- Roland Roland
- Coordinates: 33°16′42″N 96°38′58″W﻿ / ﻿33.27833°N 96.64944°W
- Country: United States
- State: Texas
- County: Collin
- Elevation: 630 ft (190 m)
- Time zone: UTC-6 (Central (CST))
- • Summer (DST): UTC-5 (CDT)
- GNIS feature ID: 1380454

= Roland, Texas =

Roland is a ghost town in Collin County, located in the U.S. state of Texas. It is located within the Dallas-Fort Worth Metroplex.

==History==
Named after one of Charlemagne's lieutenants, it was founded by Lite T. Morris in the 1850s. Apparently, Liberty Springs was another name for it. Roland had a grocery store, a cotton gin, and 68 residents in 1900. From 1887 until 1903, W. J. Manard's general store contained a post office, with Thomas S. Webb serving as its first postmaster.

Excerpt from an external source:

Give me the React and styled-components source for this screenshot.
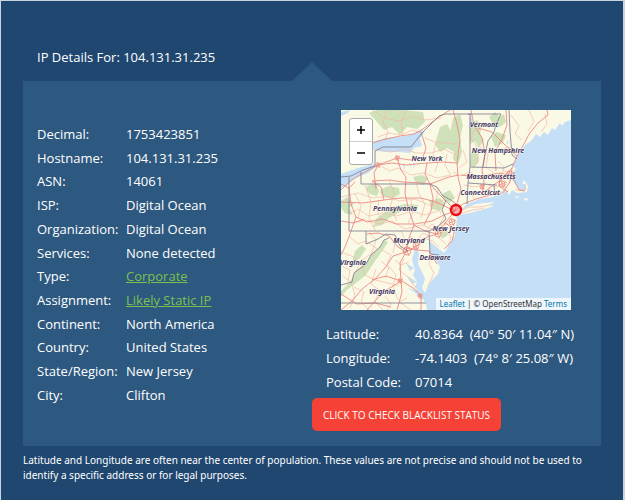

The population was reported at that level into the 1940s, at which point no more figures were available. By 1910, it was 36, and by the 1930s, it was 25.

==Geography==
Roland is located 6 mi northwest of McKinney in northwestern Collin County.

==Education==
Today the community is served by the McKinney Independent School District. It is zoned for Naomi Press Elementary School, Scott Morgan Johnson Middle School, and McKinney North High School.